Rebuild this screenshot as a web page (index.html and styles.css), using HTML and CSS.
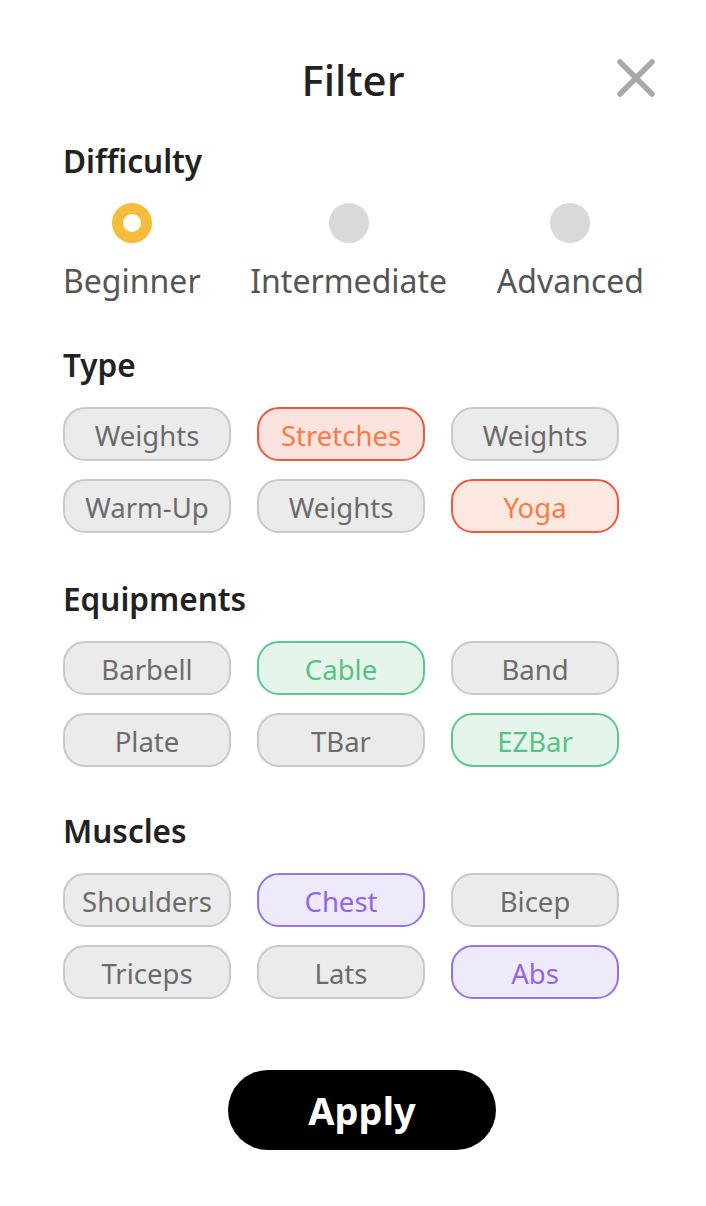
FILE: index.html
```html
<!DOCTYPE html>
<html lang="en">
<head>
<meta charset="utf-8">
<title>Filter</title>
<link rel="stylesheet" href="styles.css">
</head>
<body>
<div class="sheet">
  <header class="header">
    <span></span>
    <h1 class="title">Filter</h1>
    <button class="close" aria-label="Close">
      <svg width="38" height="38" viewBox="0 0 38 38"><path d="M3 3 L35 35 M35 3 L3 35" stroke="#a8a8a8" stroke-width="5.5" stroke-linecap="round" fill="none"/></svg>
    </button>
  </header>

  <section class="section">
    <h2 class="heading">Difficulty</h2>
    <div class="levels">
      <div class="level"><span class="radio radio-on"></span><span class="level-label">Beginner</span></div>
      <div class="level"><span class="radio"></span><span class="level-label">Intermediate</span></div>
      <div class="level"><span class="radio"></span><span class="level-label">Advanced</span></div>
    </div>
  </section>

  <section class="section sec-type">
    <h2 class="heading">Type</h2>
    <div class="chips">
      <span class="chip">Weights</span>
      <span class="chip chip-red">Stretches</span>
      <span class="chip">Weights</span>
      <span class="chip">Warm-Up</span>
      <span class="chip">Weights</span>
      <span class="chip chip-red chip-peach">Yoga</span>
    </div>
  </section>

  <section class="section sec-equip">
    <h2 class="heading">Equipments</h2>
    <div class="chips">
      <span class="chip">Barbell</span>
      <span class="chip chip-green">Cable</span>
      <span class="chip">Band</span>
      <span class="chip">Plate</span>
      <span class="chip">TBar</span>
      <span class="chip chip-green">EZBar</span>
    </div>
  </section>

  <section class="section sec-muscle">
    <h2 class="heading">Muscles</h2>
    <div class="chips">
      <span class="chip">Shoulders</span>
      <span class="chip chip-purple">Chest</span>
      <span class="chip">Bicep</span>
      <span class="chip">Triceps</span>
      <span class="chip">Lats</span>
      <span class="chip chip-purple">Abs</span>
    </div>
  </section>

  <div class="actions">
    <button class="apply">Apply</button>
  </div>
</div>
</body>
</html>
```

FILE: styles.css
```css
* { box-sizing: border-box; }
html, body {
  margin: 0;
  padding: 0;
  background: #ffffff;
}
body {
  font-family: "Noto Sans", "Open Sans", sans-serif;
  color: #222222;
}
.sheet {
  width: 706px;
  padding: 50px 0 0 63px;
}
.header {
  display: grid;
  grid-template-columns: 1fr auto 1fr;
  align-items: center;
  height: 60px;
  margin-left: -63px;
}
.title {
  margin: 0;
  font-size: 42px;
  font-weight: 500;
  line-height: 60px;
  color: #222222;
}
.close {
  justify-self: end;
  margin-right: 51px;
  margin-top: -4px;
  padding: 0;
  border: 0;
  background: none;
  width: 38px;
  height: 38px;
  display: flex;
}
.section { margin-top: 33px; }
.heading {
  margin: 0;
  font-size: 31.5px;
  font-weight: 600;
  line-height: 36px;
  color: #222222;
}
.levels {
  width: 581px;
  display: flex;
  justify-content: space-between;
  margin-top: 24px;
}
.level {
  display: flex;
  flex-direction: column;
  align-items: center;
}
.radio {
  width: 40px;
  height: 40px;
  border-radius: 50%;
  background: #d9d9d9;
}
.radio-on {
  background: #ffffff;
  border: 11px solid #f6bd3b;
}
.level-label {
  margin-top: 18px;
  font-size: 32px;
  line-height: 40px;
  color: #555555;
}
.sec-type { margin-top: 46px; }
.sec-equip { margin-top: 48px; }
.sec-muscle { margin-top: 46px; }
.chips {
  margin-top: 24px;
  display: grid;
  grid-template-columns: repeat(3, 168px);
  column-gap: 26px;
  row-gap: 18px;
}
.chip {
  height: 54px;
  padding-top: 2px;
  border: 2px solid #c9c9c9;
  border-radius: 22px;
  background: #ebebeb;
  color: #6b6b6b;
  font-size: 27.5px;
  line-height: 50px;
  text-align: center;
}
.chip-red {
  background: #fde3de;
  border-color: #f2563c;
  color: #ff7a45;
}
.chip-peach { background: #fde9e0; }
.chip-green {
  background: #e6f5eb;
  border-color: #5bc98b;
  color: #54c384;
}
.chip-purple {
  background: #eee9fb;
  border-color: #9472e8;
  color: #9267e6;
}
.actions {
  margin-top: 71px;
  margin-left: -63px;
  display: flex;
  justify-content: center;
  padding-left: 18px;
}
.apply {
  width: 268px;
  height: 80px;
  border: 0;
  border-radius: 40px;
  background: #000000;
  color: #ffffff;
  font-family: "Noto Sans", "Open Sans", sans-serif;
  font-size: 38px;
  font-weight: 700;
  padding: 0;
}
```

**Stated goal**
Make an exact copy of the listing above. Do not include the pictures.

**Complete output**
Rebuild this screenshot as a web page (index.html and styles.css), using HTML and CSS.
FILE: index.html
```html
<!DOCTYPE html>
<html lang="en">
<head>
<meta charset="utf-8">
<title>Filter</title>
<link rel="stylesheet" href="styles.css">
</head>
<body>
<div class="sheet">
  <header class="header">
    <span></span>
    <h1 class="title">Filter</h1>
    <button class="close" aria-label="Close">
      <svg width="38" height="38" viewBox="0 0 38 38"><path d="M3 3 L35 35 M35 3 L3 35" stroke="#a8a8a8" stroke-width="5.5" stroke-linecap="round" fill="none"/></svg>
    </button>
  </header>

  <section class="section">
    <h2 class="heading">Difficulty</h2>
    <div class="levels">
      <div class="level"><span class="radio radio-on"></span><span class="level-label">Beginner</span></div>
      <div class="level"><span class="radio"></span><span class="level-label">Intermediate</span></div>
      <div class="level"><span class="radio"></span><span class="level-label">Advanced</span></div>
    </div>
  </section>

  <section class="section sec-type">
    <h2 class="heading">Type</h2>
    <div class="chips">
      <span class="chip">Weights</span>
      <span class="chip chip-red">Stretches</span>
      <span class="chip">Weights</span>
      <span class="chip">Warm-Up</span>
      <span class="chip">Weights</span>
      <span class="chip chip-red chip-peach">Yoga</span>
    </div>
  </section>

  <section class="section sec-equip">
    <h2 class="heading">Equipments</h2>
    <div class="chips">
      <span class="chip">Barbell</span>
      <span class="chip chip-green">Cable</span>
      <span class="chip">Band</span>
      <span class="chip">Plate</span>
      <span class="chip">TBar</span>
      <span class="chip chip-green">EZBar</span>
    </div>
  </section>

  <section class="section sec-muscle">
    <h2 class="heading">Muscles</h2>
    <div class="chips">
      <span class="chip">Shoulders</span>
      <span class="chip chip-purple">Chest</span>
      <span class="chip">Bicep</span>
      <span class="chip">Triceps</span>
      <span class="chip">Lats</span>
      <span class="chip chip-purple">Abs</span>
    </div>
  </section>

  <div class="actions">
    <button class="apply">Apply</button>
  </div>
</div>
</body>
</html>
```

FILE: styles.css
```css
* { box-sizing: border-box; }
html, body {
  margin: 0;
  padding: 0;
  background: #ffffff;
}
body {
  font-family: "Noto Sans", "Open Sans", sans-serif;
  color: #222222;
}
.sheet {
  width: 706px;
  padding: 50px 0 0 63px;
}
.header {
  display: grid;
  grid-template-columns: 1fr auto 1fr;
  align-items: center;
  height: 60px;
  margin-left: -63px;
}
.title {
  margin: 0;
  font-size: 42px;
  font-weight: 500;
  line-height: 60px;
  color: #222222;
}
.close {
  justify-self: end;
  margin-right: 51px;
  margin-top: -4px;
  padding: 0;
  border: 0;
  background: none;
  width: 38px;
  height: 38px;
  display: flex;
}
.section { margin-top: 33px; }
.heading {
  margin: 0;
  font-size: 31.5px;
  font-weight: 600;
  line-height: 36px;
  color: #222222;
}
.levels {
  width: 581px;
  display: flex;
  justify-content: space-between;
  margin-top: 24px;
}
.level {
  display: flex;
  flex-direction: column;
  align-items: center;
}
.radio {
  width: 40px;
  height: 40px;
  border-radius: 50%;
  background: #d9d9d9;
}
.radio-on {
  background: #ffffff;
  border: 11px solid #f6bd3b;
}
.level-label {
  margin-top: 18px;
  font-size: 32px;
  line-height: 40px;
  color: #555555;
}
.sec-type { margin-top: 46px; }
.sec-equip { margin-top: 48px; }
.sec-muscle { margin-top: 46px; }
.chips {
  margin-top: 24px;
  display: grid;
  grid-template-columns: repeat(3, 168px);
  column-gap: 26px;
  row-gap: 18px;
}
.chip {
  height: 54px;
  padding-top: 2px;
  border: 2px solid #c9c9c9;
  border-radius: 22px;
  background: #ebebeb;
  color: #6b6b6b;
  font-size: 27.5px;
  line-height: 50px;
  text-align: center;
}
.chip-red {
  background: #fde3de;
  border-color: #f2563c;
  color: #ff7a45;
}
.chip-peach { background: #fde9e0; }
.chip-green {
  background: #e6f5eb;
  border-color: #5bc98b;
  color: #54c384;
}
.chip-purple {
  background: #eee9fb;
  border-color: #9472e8;
  color: #9267e6;
}
.actions {
  margin-top: 71px;
  margin-left: -63px;
  display: flex;
  justify-content: center;
  padding-left: 18px;
}
.apply {
  width: 268px;
  height: 80px;
  border: 0;
  border-radius: 40px;
  background: #000000;
  color: #ffffff;
  font-family: "Noto Sans", "Open Sans", sans-serif;
  font-size: 38px;
  font-weight: 700;
  padding: 0;
}
```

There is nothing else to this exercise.